La convinzione di Mons. Najim sulla colpevolezza di forze esterne al paese nel caso degli attentati non è però condivisa da tutti. Secondo una fonte di Baghdadhope dall'Iraq che ha chiesto - per ovvie ragioni legate alla sicurezza - di mantenere l'anonimato, un'altra trama sarebbe intravedibile. Come nel caso degli attentati del 2004 che diedero il via alla fuga dei cristiani anche questa volta a beneficiarne potrebbe essere il governo regionale curdo. (KRG)
Lo scorso 24 giugno il parlamento del KRG ha approvato a schiacciante maggioranza la bozza di costituzione che avrebbe dovuto essere approvata per referendum il prossimo 25 luglio in concomitanza con le elezioni parlamentari e presidenziali. Una costituzione che ha trovato una fiera opposizione tra i parlamentari del governo centrale che si oppongono al tentativo curdo di annettere alcune zone geografiche contese tra le quali ci sono alcuni villaggi della Piana di Ninive. La costituzione curda, per disposizione dell'Indipendent High Electoral Commission non sarà votata per referendum il 25 luglio e lo stesso parlamento curdo riunito in sessione straordinaria il 9 di luglio ha accettato obtorto collo di posporla a data da destinarsi.
Eppure prima o poi quella costituzione dovrà essere approvata.
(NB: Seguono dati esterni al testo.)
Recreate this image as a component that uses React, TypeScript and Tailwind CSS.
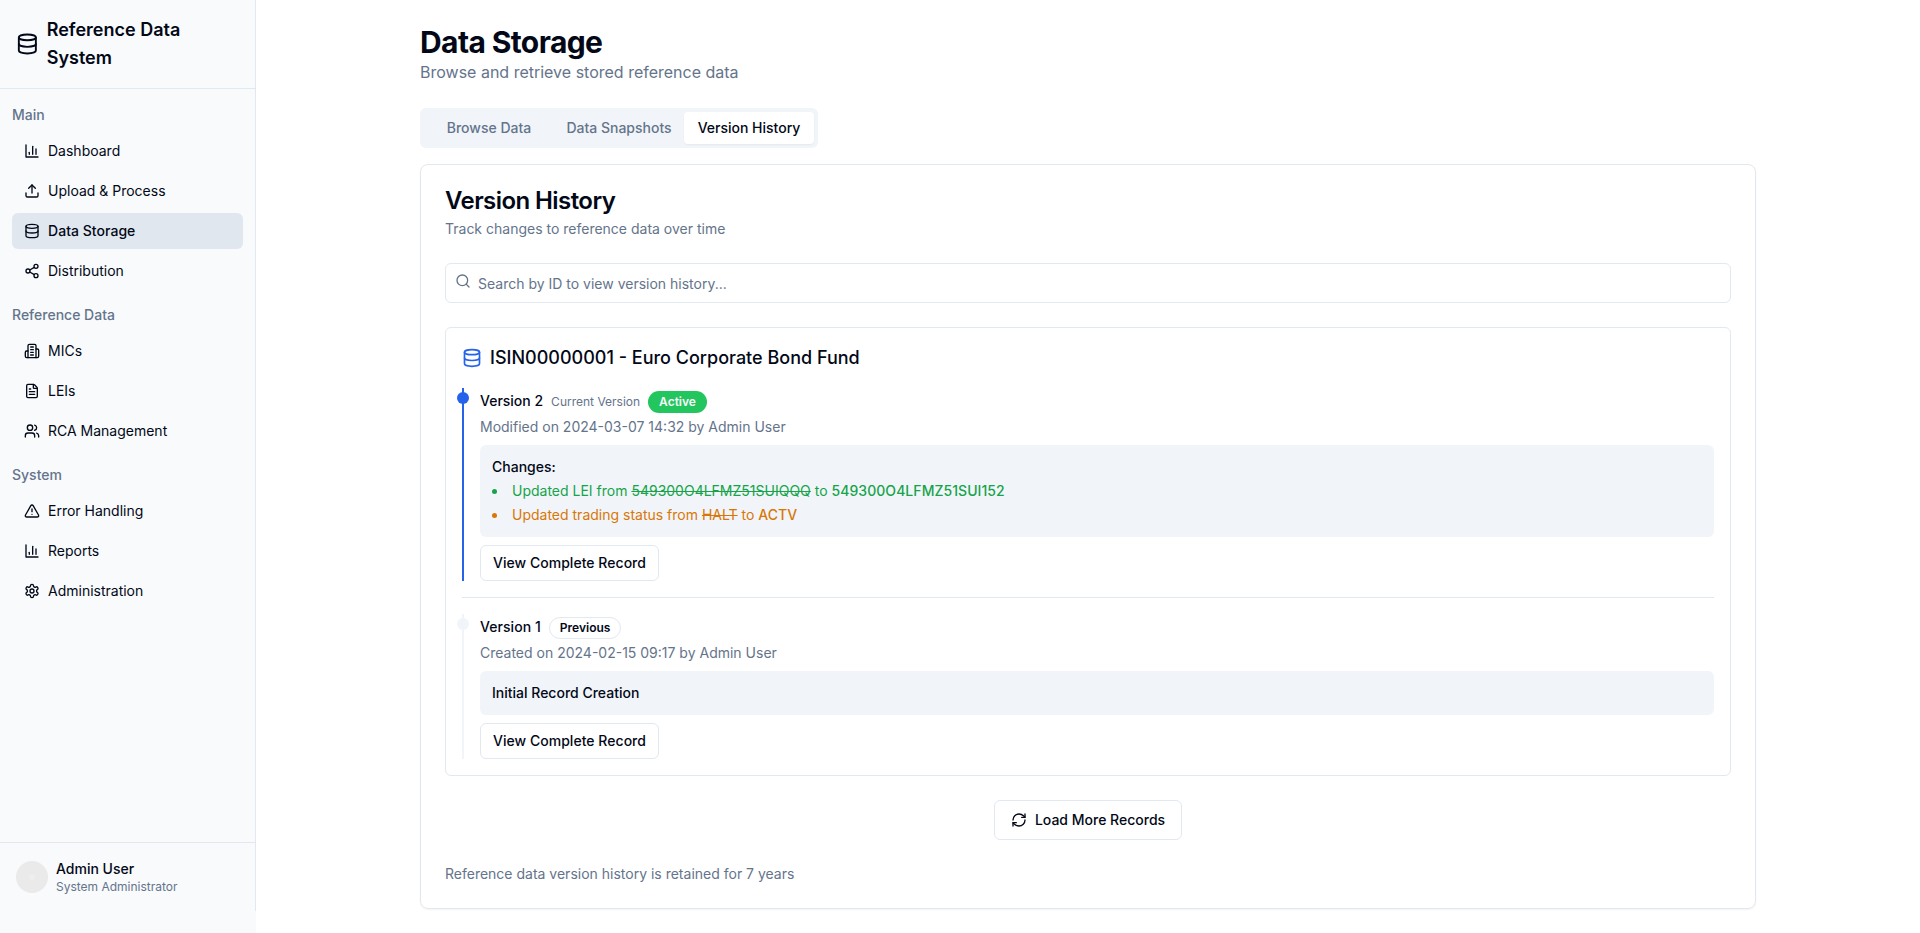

Secondo la teoria esposta a Baghdadhope se migliaia di cristiani dovessero nuovamente affluire in Kurdistan, e venissero un giorno chiamati ad approvarla o ad abrogarla, la gratitudine verso chi ha offerto loro ospitalità nel momento di massimo pericolo potrebbe favorire l'annessione del territorio conteso della Piana di Ninive al Kurdistan. Se è vero - come ha dichiarato anche Mons. Najim - che la vita in Kurdistan non è un paradiso potrebbe essere altrettanto vero che gli iracheni cristiani potrebbero far prevalere al momento del voto non considerazioni politiche ma quelle più pratiche legate alla sicurezza personale.
Senza contare che nuovamente molti cristiani diventerebbero comoda forza lavoro a buon mercato nell'esplosiva economia dell'"altro Iraq" come il Kurdistan definisce se stesso, e che la loro accoglienza "rinfrescherebbe" l'immagine del Kurdistan terra di tolleranza e generosità tanto preziosa nei confronti dell'estero ma minata da accuse di non rispetto dei diritti umani, di corruzione dilagante ed assolutismo.